The maximum amount of premium deductible from your health insurance is Rs 15,000 if you are under 60 years old. However, if you are a senior citizen, you are eligible for tax benefits up to a maximum of Rs 20,000. Also, the amount on maturity is tax free if it is falls under the critical illness policies. If you have two healthcare insurance plans in the family, one for your own family and one for your elderly parents, you can available tax benefits up to a maximum of Rs 35,000.
While life and health insurance help plug the most crucial loopholes in the financial security of your family in times of unprecedented events, investing in a pension plan will further add to your security blanket and also provide you tax benefits under Section 80CCC(a sub-section under Section 80C) of the Income Tax Act.

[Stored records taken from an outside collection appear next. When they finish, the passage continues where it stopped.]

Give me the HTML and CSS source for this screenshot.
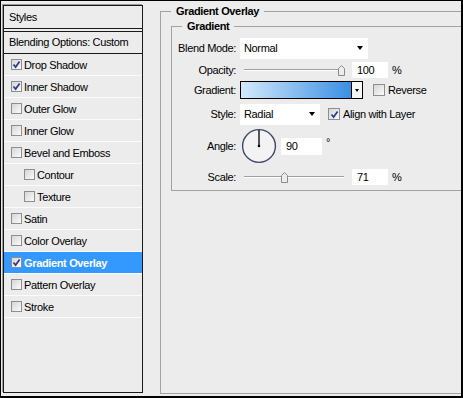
FILE: index.html
```html
<!DOCTYPE html>
<html>
<head>
<meta charset="utf-8">
<link rel="stylesheet" href="styles.css">
</head>
<body>
<div class="dialog">
  <aside class="styles-panel">
    <div class="panel-title">Styles</div>
    <div class="panel-blend">Blending Options: Custom</div>
    <ul class="fx-list">
      <li class="fx"><span class="cb"><svg viewBox="0 0 9 9"><path d="M1.5 4.5 L3.6 7 L7.6 1.4"/></svg></span>Drop Shadow</li>
      <li class="fx"><span class="cb"><svg viewBox="0 0 9 9"><path d="M1.5 4.5 L3.6 7 L7.6 1.4"/></svg></span>Inner Shadow</li>
      <li class="fx"><span class="cb"></span>Outer Glow</li>
      <li class="fx"><span class="cb"></span>Inner Glow</li>
      <li class="fx"><span class="cb"></span>Bevel and Emboss</li>
      <li class="fx sub"><span class="cb"></span>Contour</li>
      <li class="fx sub"><span class="cb"></span>Texture</li>
      <li class="fx"><span class="cb"></span>Satin</li>
      <li class="fx"><span class="cb"></span>Color Overlay</li>
      <li class="fx active"><span class="cb"><svg viewBox="0 0 9 9"><path d="M1.5 4.5 L3.6 7 L7.6 1.4"/></svg></span>Gradient Overlay</li>
      <li class="fx"><span class="cb"></span>Pattern Overlay</li>
      <li class="fx"><span class="cb"></span>Stroke</li>
    </ul>
  </aside>
  <main class="settings">
    <fieldset class="group outer">
      <legend>Gradient Overlay</legend>
      <fieldset class="group inner">
        <legend>Gradient</legend>
        <div class="form">
          <label class="lbl">Blend Mode:</label>
          <div class="ctl">
            <div class="select wide"><span>Normal</span><span class="arrow"></span></div>
          </div>

          <label class="lbl">Opacity:</label>
          <div class="ctl">
            <div class="slider"><div class="track"></div><span class="thumb" style="left:98px"><svg viewBox="0 0 7 11"><path d="M0.5 3.5 L3.5 0.5 L6.5 3.5 V10.5 H0.5 Z"/></svg></span></div>
            <div class="num">100</div><span class="unit">%</span>
          </div>

          <label class="lbl">Gradient:</label>
          <div class="ctl">
            <div class="grad"></div><div class="grad-btn"><span class="arrow small"></span></div>
            <span class="cb gap-rev"></span><span class="cb-text">Reverse</span>
          </div>

          <label class="lbl">Style:</label>
          <div class="ctl">
            <div class="select narrow"><span>Radial</span><span class="arrow"></span></div>
            <span class="cb gap-align"><svg viewBox="0 0 9 9"><path d="M1.5 4.5 L3.6 7 L7.6 1.4"/></svg></span><span class="cb-text">Align with Layer</span>
          </div>

          <label class="lbl">Angle:</label>
          <div class="ctl">
            <svg class="dial" viewBox="0 0 36 36"><circle cx="18" cy="18" r="16.4" class="ring"/><line x1="18" y1="18" x2="18" y2="2" class="hand"/><circle cx="18" cy="18" r="1.3" class="dot"/></svg>
            <div class="num angle">90</div><span class="deg">°</span>
          </div>

          <label class="lbl">Scale:</label>
          <div class="ctl">
            <div class="slider"><div class="track"></div><span class="thumb" style="left:41px"><svg viewBox="0 0 7 11"><path d="M0.5 3.5 L3.5 0.5 L6.5 3.5 V10.5 H0.5 Z"/></svg></span></div>
            <div class="num">71</div><span class="unit">%</span>
          </div>
        </div>
      </fieldset>
    </fieldset>
  </main>
</div>
</body>
</html>
```

FILE: styles.css
```css
* { box-sizing: border-box; }
html, body { margin: 0; padding: 0; background: #fff; }
body {
  font-family: "Liberation Sans", Arial, sans-serif;
  font-size: 11px;
  letter-spacing: -0.35px;
  color: #000;
}
.dialog {
  width: 463px;
  height: 398px;
  border: 1px solid #000;
  border-right-width: 2px;
  border-bottom-width: 2px;
  background: #ececec;
  display: flex;
  align-items: flex-start;
  padding: 4px 0 2px 2px;
  overflow: hidden;
}
.styles-panel {
  width: 140px;
  height: 388px;
  flex: none;
  border: 1px solid #1a1a1a;
  box-shadow: -1px -1px 0 #9a9a9a;
  display: flex;
  flex-direction: column;
}
.panel-title {
  height: 26px;
  line-height: 22px;
  padding-left: 5px;
  border-bottom: 4px double #1a1a1a;
}
.panel-blend {
  height: 22px;
  line-height: 21px;
  padding-left: 5px;
  border-bottom: 1px solid #1a1a1a;
}
.fx-list { list-style: none; margin: 0; padding: 0; }
.fx {
  height: 22px;
  border-bottom: 1px solid #fbfbfb;
  display: flex;
  align-items: center;
  gap: 2px;
  padding-left: 7px;
}
.fx.sub { padding-left: 20px; }
.fx.active { background: #3399ff; color: #fff; font-weight: bold; }
.cb {
  width: 11px;
  height: 11px;
  flex: none;
  border: 1px solid #8c8e90;
  background: linear-gradient(135deg, #d6d6d6, #fbfbfb);
  display: flex;
  align-items: center;
  justify-content: center;
}
.cb svg { width: 9px; height: 9px; display: block; }
.cb path { fill: none; stroke: #2a3a8c; stroke-width: 1.7; }

.settings {
  flex: 1;
  margin-left: 17px;
  height: 389px;
  display: flex;
}
.group {
  margin: 0;
  min-width: 0;
  border: 1px solid #a2a2a2;
  border-right: none;
}
.group > legend {
  padding: 0 5px;
  line-height: 13px;
  font-weight: bold;
}
.outer {
  flex: 1;
  padding: 0 0 0 10px;
}
.inner {
  margin-top: 2px;
  padding: 4px 0 0 0;
}
.inner > legend { margin-left: 10px; }
.form {
  display: grid;
  grid-template-columns: 64px 1fr;
  grid-template-rows: 22px 21px 20px 28px 36px 26px;
  column-gap: 4px;
}
.lbl { text-align: right; align-self: center; }
.ctl { display: flex; align-items: center; }
.select {
  height: 21px;
  background: #fff;
  display: flex;
  align-items: center;
  justify-content: space-between;
  padding: 0 5px 0 4px;
}
.select.wide { width: 128px; }
.select.narrow { width: 80px; }
.arrow {
  width: 0; height: 0;
  border-left: 3.5px solid transparent;
  border-right: 3.5px solid transparent;
  border-top: 4px solid #000;
}
.arrow.small {
  border-left-width: 2.5px;
  border-right-width: 2.5px;
  border-top-width: 3px;
}
.slider {
  width: 108px;
  height: 14px;
  padding: 0 4px;
  position: relative;
  display: flex;
  align-items: center;
}
.track {
  flex: 1;
  height: 2px;
  border-top: 1px solid #a0a0a0;
  border-bottom: 1px solid #fff;
}
.thumb { position: absolute; top: 2px; width: 7px; height: 11px; }
.thumb svg { width: 7px; height: 11px; display: block; }
.thumb path { fill: #ececec; stroke: #8a8a8a; stroke-width: 1; }
.num {
  width: 36px;
  height: 16px;
  line-height: 16px;
  background: #fff;
  margin-left: 4px;
  padding-left: 5px;
}
.num.angle { width: 41px; height: 17px; margin-left: 4px; }
.unit { margin-left: 4px; }
.deg { margin-left: 4px; align-self: flex-start; margin-top: 8px; }
.grad {
  width: 112px;
  height: 18px;
  border: 1px solid #000;
  background: linear-gradient(to right, #d3e9fb, #3a8fe3);
}
.grad-btn {
  width: 11px;
  height: 18px;
  border: 1px solid #000;
  border-left: none;
  background: #f6f6f6;
  display: flex;
  align-items: center;
  justify-content: center;
}
.gap-rev { margin-left: 10px; width: 12px; height: 12px; }
.gap-align { margin-left: 8px; width: 12px; height: 12px; }
.cb-text { margin-left: 3px; }
.dial { width: 36px; height: 36px; margin-left: 1px; display: block; }
.ring { fill: #f3f3f5; stroke: #3f4a68; stroke-width: 1.4; }
.hand { stroke: #000; stroke-width: 1.3; }
.dot { fill: #000; }
```
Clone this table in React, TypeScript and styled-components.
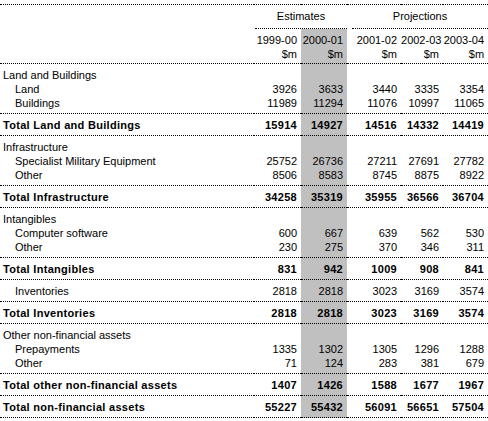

Pension plans also known as annuity plans are similar to life insurance policies.However, unlike a life insurance policy, which is a protection plan and is aimed to take care of your family following your death, a pension plan looks to ensure a financially sound future for yourself and your family with a steady stream of income when you survive and live through your retirement years.
Although you can save tax with insurance, maximum limit of deduction under the sub-sections of Section 80C cannot be in excess of Rs 1.5 lakhs. Also, upon maturity, tax is charged on 2/3rd of the amount at a marginal rate while the remaining part of the total pension amount is tax free. However, if the beneficiary dies, the amount is tax free.